Tesla Motors is getting ready to launch “Uber-style” mobility services next year, according to a website update reported by Automotive News.
The news comes via a disclaimer added to Tesla’s website Thursday about the self-driving capabilities of its new Model S vehicles that will come with fully autonomous features. Through a service to be named Tesla Network, the electric automaker is preparing to enter the field of car-sharing and ride-hailing services that were first introduced by CEO Elon Musk in his master plan in July.
“Please note that using a self-driving Tesla for car-sharing and ride-hailing for friends and family is fine, but doing so for revenue purposes will only be permissible on the Tesla Network, details of which will be released next year,” read the website disclaimer.
Tesla did not immediately respond to a request by Automotive News for more information on Tesla Network.

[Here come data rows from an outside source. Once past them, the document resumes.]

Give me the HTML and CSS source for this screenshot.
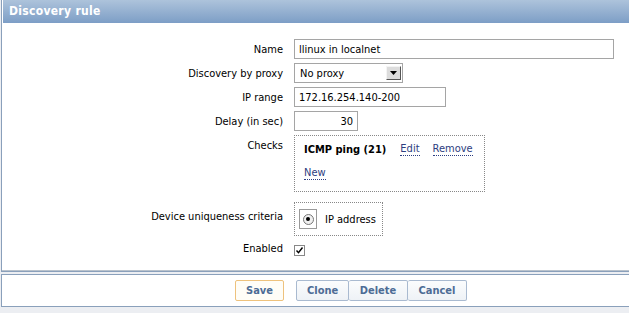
FILE: index.html
```html
<!DOCTYPE html>
<html lang="en">
<head>
  <meta charset="UTF-8" />
  <title>Discovery rule</title>
  <link rel="stylesheet" href="styles.css">
</head>
<body>
  <div class="frame">
    <div class="form-box">
      <div class="form-head">Discovery rule</div>

      <div class="form-grid">
        <label class="row-label" for="name">Name</label>
        <input type="text" id="name" class="field field-name" value="llinux in localnet" />

        <label class="row-label">Discovery by proxy</label>
        <div class="select-box">
          <span class="select-value">No proxy</span>
          <span class="select-arrow">
            <svg width="7" height="4" viewBox="0 0 7 4"><path d="M0 0h7L3.5 4z" fill="#000"/></svg>
          </span>
        </div>

        <label class="row-label" for="iprange">IP range</label>
        <input type="text" id="iprange" class="field field-ip" value="172.16.254.140-200" />

        <label class="row-label" for="delay">Delay (in sec)</label>
        <input type="text" id="delay" class="field field-delay" value="30" />

        <label class="row-label label-top">Checks</label>
        <div class="checks-box">
          <div class="check-line">
            <span class="check-name">ICMP ping (21)</span>
            <a class="link" href="#">Edit</a>
            <a class="link" href="#">Remove</a>
          </div>
          <div class="check-line">
            <a class="link" href="#">New</a>
          </div>
        </div>

        <label class="row-label">Device uniqueness criteria</label>
        <div class="unique-box">
          <span class="radio-frame"><span class="radio"><span class="radio-dot"></span></span></span>
          <span>IP address</span>
        </div>

        <label class="row-label" for="enabled">Enabled</label>
        <span class="checkbox">
          <svg width="9" height="9" viewBox="0 0 9 9"><path d="M1.5 4.5l2 2.2L7.5 1.5" fill="none" stroke="#000" stroke-width="1.4"/></svg>
        </span>
      </div>
    </div>

    <div class="button-box">
      <button type="button" class="btn btn-save">Save</button>
      <div class="btn-group">
        <button type="button" class="btn">Clone</button>
        <button type="button" class="btn">Delete</button>
        <button type="button" class="btn">Cancel</button>
      </div>
    </div>
  </div>
</body>
</html>
```

FILE: styles.css
```css
html, body {
  margin: 0;
  padding: 0;
}

body {
  font-family: "DejaVu Sans Condensed", "DejaVu Sans", sans-serif;
  font-size: 11px;
  color: #000;
  background: #eceef2;
  overflow: hidden;
  height: 313px;
}

.frame {
  width: 628px;
  padding-left: 1px;
}

.form-box {
  background: #fff;
  border-left: 1px solid #8aa0bb;
  border-bottom: 1px solid #8aa0bb;
  box-shadow: 0 -1px 0 #b9c2cc inset;
  height: 272px;
  box-sizing: border-box;
}

.form-head {
  height: 23px;
  margin-left: 1px;
  padding-left: 6px;
  line-height: 22px;
  font-size: 12px;
  font-weight: bold;
  letter-spacing: 0.3px;
  color: #fff;
  background: linear-gradient(to bottom, #adc3db, #7d9ec6);
}

/* label column + field column */
.form-grid {
  display: grid;
  grid-template-columns: 281px auto;
  column-gap: 11px;
  row-gap: 4px;
  align-items: center;
  justify-items: start;
  padding-top: 16px;
}

.row-label {
  justify-self: end;
  white-space: nowrap;
}

.label-top {
  align-self: start;
  padding-top: 4px;
}

.field {
  height: 20px;
  box-sizing: border-box;
  border: 1px solid #a5a5a5;
  padding: 0 4px;
  font-family: inherit;
  font-size: 11px;
  margin: 0;
}

.field-name {
  width: 320px;
}

.field-ip {
  width: 152px;
}

.field-delay {
  width: 64px;
  text-align: right;
}

.select-box {
  width: 109px;
  height: 20px;
  box-sizing: border-box;
  border: 1px solid #a5a5a5;
  display: flex;
  align-items: center;
  justify-content: space-between;
  padding: 0 1px 0 5px;
}

.select-arrow {
  width: 15px;
  height: 14px;
  box-sizing: border-box;
  background: #dcdcdc;
  border: 1px solid;
  border-color: #f4f4f4 #555 #555 #f4f4f4;
  display: flex;
  align-items: center;
  justify-content: center;
}

.checks-box {
  width: 191px;
  height: 57px;
  box-sizing: border-box;
  border: 1px dotted #888;
  padding: 4px 0 4px 9px;
}

.check-line {
  display: flex;
  gap: 13px;
  height: 18px;
  align-items: center;
  margin-bottom: 6px;
  white-space: nowrap;
}

.check-name {
  font-weight: bold;
  margin-right: 1px;
}

.link {
  color: #2d3d80;
  text-decoration: none;
  border-bottom: 1px dotted #2d3d80;
  line-height: 12px;
}

.unique-box {
  width: 89px;
  height: 34px;
  box-sizing: border-box;
  border: 1px dotted #888;
  display: flex;
  align-items: center;
  gap: 8px;
  padding-left: 4px;
  margin-top: 6px;
}

.radio-frame {
  width: 18px;
  height: 20px;
  box-sizing: border-box;
  border: 1px solid #999;
  display: flex;
  align-items: center;
  justify-content: center;
}

.radio {
  width: 9px;
  height: 9px;
  border-radius: 50%;
  border: 1px solid #777;
  background: #f0f0f0;
  display: flex;
  align-items: center;
  justify-content: center;
}

.radio-dot {
  width: 4px;
  height: 4px;
  border-radius: 50%;
  background: #000;
}

.checkbox {
  width: 11px;
  height: 11px;
  box-sizing: border-box;
  border: 1px solid #888;
  display: flex;
  align-items: center;
  justify-content: center;
  margin-top: 5px;
}

.button-box {
  margin-top: 2px;
  height: 33px;
  box-sizing: border-box;
  background: #fff;
  border: 1px solid #8aa0bb;
  border-right: none;
  display: flex;
  align-items: center;
  gap: 12px;
  padding-left: 233px;
}

.btn-group {
  display: flex;
}

.btn {
  height: 21px;
  padding: 0 10px;
  font-family: inherit;
  font-size: 11px;
  font-weight: bold;
  color: #4d6c95;
  background: linear-gradient(to bottom, #fbfcfd, #eef2f6);
  border: 1px solid #a9bad0;
  border-radius: 2px;
  margin: 0;
  cursor: pointer;
}

.btn-group .btn + .btn {
  border-left: none;
}

.btn-group .btn {
  width: 59px;
}

.btn-group .btn:first-child {
  width: 53px;
}

.btn-save {
  width: 49px;
  border-color: #eec27d;
  background: #fffdf7;
}
```
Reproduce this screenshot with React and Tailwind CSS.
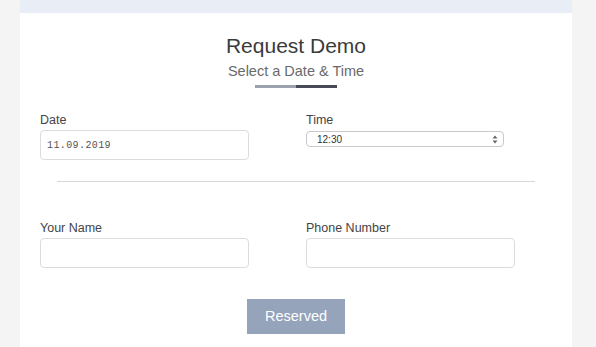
export default function App() {
  return (
    <div className="w-full h-[347px] bg-[#f4f4f4] overflow-hidden flex" style={{ fontFamily: '"Liberation Sans", Arial, sans-serif' }}>
      <div className="ml-[20px] w-[552px] h-full flex flex-col">
        <div className="h-[13px] bg-[#e9edf5] shrink-0" />
        <div className="flex-1 bg-white flex flex-col">
          <div className="pt-[20px] flex flex-col items-center">
            <h1 className="text-[21px] leading-[26px] text-[#3b3b3b]">Request Demo</h1>
            <p className="mt-[3px] text-[14.5px] leading-[18px] text-[#6a6a6a]">Select a Date &amp; Time</p>
            <div className="mt-[5px] flex h-[3px] w-[82px]">
              <div className="w-1/2 bg-[#9ba2ae]" />
              <div className="w-1/2 bg-[#464a54]" />
            </div>
          </div>

          <div className="mt-[24px] pl-[20px] flex">
            <div className="w-[266px]">
              <div className="text-[12.5px] leading-[16px] text-[#444]">Date</div>
              <div className="mt-[2px] h-[30px] w-[209px] rounded-[4px] border border-[#dcdcdc] flex items-center pl-[6px]">
                <span className="text-[10px] tracking-[0.4px] text-[#555]" style={{ fontFamily: '"Liberation Mono", monospace' }}>11.09.2019</span>
              </div>
            </div>
            <div>
              <div className="text-[12.5px] leading-[16px] text-[#444]">Time</div>
              <div className="mt-[3px] h-[16px] w-[198px] rounded-[4px] border border-[#c9c9c9] flex items-center justify-between pl-[10px] pr-[5px]">
                <span className="text-[10px] text-[#333]">12:30</span>
                <svg width="6" height="9" viewBox="0 0 6 9">
                  <path d="M3 0.5 L5.5 3.5 L0.5 3.5 Z" fill="#666" />
                  <path d="M3 8.5 L5.5 5.5 L0.5 5.5 Z" fill="#666" />
                </svg>
              </div>
            </div>
          </div>

          <div className="mt-[21px] mx-[37px] h-px bg-[#d6d6d6]" />

          <div className="mt-[38px] pl-[20px] flex">
            <div className="w-[266px]">
              <div className="text-[12.5px] leading-[16px] text-[#444]">Your Name</div>
              <div className="mt-[2px] h-[30px] w-[209px] rounded-[4px] border border-[#dcdcdc]" />
            </div>
            <div>
              <div className="text-[12.5px] leading-[16px] text-[#444]">Phone Number</div>
              <div className="mt-[2px] h-[30px] w-[209px] rounded-[4px] border border-[#dcdcdc]" />
            </div>
          </div>

          <div className="mt-[31px] flex justify-center">
            <button className="w-[98px] h-[35px] bg-[#95a3bb] text-white text-[14.5px]">Reserved</button>
          </div>
        </div>
      </div>
    </div>
  );
}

The market potential for Tesla Network interested Barclays analyst Brian Johnson enough to write about it in a note to investors on Thursday. Although a Tesla Network could “excite the market” over its potential earnings stream, it was a costly proposition, he wrote.
“While we think ride-sharing/hailing is the future of mass-market mobility, we have some financial concerns with the idea of an OEM-owned fleet,” Johnson wrote.
Like several other automakers, Tesla has been planning on adding mobility services for some time. In his “Master Plan, Part Deux” in July, Musk included a system in which a Tesla owner could add a car to a shared Tesla fleet using a mobile app.
For the Tesla owner, it would offer an opportunity to generate income and lower the cost of ownership. In cities where car ownership is lower, Tesla would operate its own fleet, Musk wrote in his master plan.
Global growth in Uber’s ridership, along with its Pittsburgh self-driving car test project, has brought a great deal of attention to the ride-hailing company. Alliances with Toyota and Volvo were formed this year, while potential partnerships with Google and Tesla appear to be fading away.
Google had invested $258 million in Uber as the technology giant explored mobility services that could fit with its self-driving car project. But in May, Google began testing a carpooling service that could take business away from ride-hailing leaders Uber and Lyft. Google parent-company Alphabet executive David Drummond said in August that he resigned from Uber’s board because of the increasing competition between the companies, according to the Wall Street Journal. Uber had been using Google’s mapping software for its drivers, but recently began developing its own maps.
As for Tesla, it was reported last year that Uber’s CEO Travis Kalanick said that when Tesla’s vehicles become fully autonomous, he would be interested in buying every one of them. The comments had been relayed by a venture capitalist during a Silicon Valley awards dinner, and so far appear to have been more of a conversational topic than a business alliance.
General Motors has been leading the way this year in mobility services through its investment in Uber’s competitor Lyft and through starting up its Maven carsharing division. Later this year, Ford Smart Mobility announced acquisition of Chariot, an app-based, crowd-sourced shuttle company, and collaboration with Motivate to launch Ford GoBike in San Francisco.
Mobility has gone way beyond automakers. Venture capitalists and corporate investors had invested nearly $28 billion into the ride services sector in the past decade as of June, according to a Reuters analysis.